How many lines in the records below contain the word "this"? Answer with the number alone.

□ □ □ □ □ □ □

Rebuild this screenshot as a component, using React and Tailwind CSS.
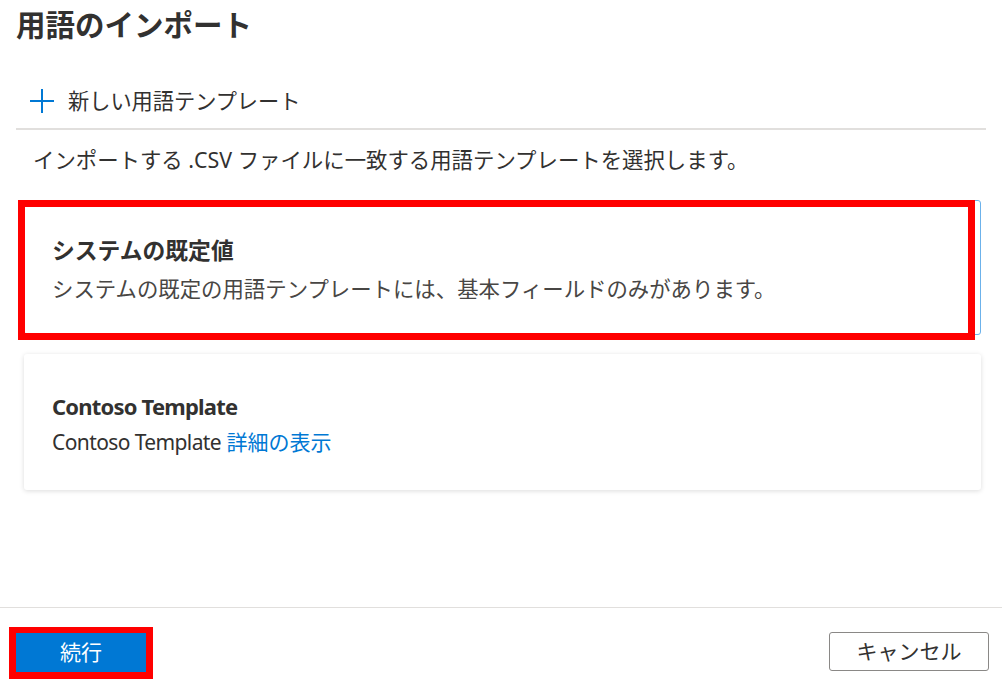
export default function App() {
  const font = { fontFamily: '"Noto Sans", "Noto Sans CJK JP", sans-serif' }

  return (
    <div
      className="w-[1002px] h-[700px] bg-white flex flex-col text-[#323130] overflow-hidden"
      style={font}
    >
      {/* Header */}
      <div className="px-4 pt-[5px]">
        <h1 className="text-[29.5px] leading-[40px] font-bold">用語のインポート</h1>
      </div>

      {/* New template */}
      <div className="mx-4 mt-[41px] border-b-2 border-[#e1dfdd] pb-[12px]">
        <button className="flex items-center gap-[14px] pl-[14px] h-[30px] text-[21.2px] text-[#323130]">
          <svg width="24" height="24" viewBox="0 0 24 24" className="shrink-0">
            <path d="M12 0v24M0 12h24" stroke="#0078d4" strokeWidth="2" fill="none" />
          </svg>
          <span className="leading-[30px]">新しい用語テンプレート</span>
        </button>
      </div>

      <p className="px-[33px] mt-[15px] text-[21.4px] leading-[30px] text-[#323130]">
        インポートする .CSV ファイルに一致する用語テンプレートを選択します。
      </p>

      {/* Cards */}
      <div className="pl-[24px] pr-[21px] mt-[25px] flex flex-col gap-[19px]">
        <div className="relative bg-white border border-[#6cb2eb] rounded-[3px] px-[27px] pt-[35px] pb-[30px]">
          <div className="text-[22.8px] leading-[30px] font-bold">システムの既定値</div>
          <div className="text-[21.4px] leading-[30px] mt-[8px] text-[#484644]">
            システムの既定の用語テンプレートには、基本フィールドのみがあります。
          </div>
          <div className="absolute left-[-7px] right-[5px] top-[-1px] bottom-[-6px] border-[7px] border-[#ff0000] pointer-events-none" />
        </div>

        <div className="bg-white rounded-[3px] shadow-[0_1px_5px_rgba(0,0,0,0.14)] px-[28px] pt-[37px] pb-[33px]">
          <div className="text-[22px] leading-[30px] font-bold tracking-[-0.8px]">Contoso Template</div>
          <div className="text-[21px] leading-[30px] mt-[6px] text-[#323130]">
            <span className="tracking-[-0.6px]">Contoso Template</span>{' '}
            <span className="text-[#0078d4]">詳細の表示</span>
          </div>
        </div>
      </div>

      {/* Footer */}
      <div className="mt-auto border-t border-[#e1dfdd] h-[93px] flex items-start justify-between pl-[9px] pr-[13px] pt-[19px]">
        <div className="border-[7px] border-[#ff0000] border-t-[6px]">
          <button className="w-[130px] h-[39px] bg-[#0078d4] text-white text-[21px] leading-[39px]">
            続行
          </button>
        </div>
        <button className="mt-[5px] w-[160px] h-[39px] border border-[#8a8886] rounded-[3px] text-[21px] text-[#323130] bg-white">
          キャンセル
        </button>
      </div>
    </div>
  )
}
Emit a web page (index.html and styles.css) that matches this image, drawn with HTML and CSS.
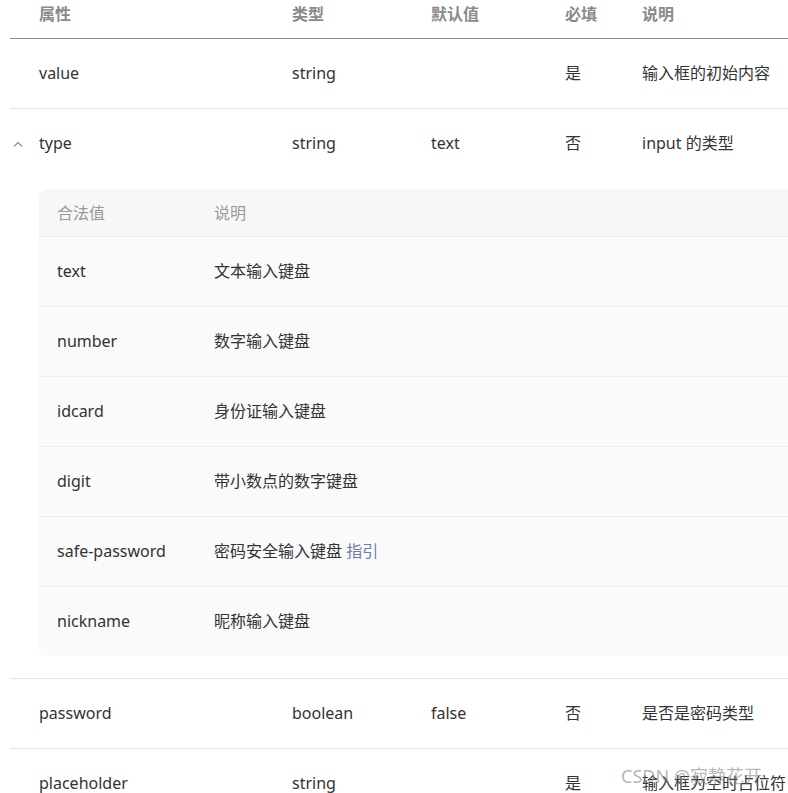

□ □ □ □ □ □ □

(FULL OUTPUT): 2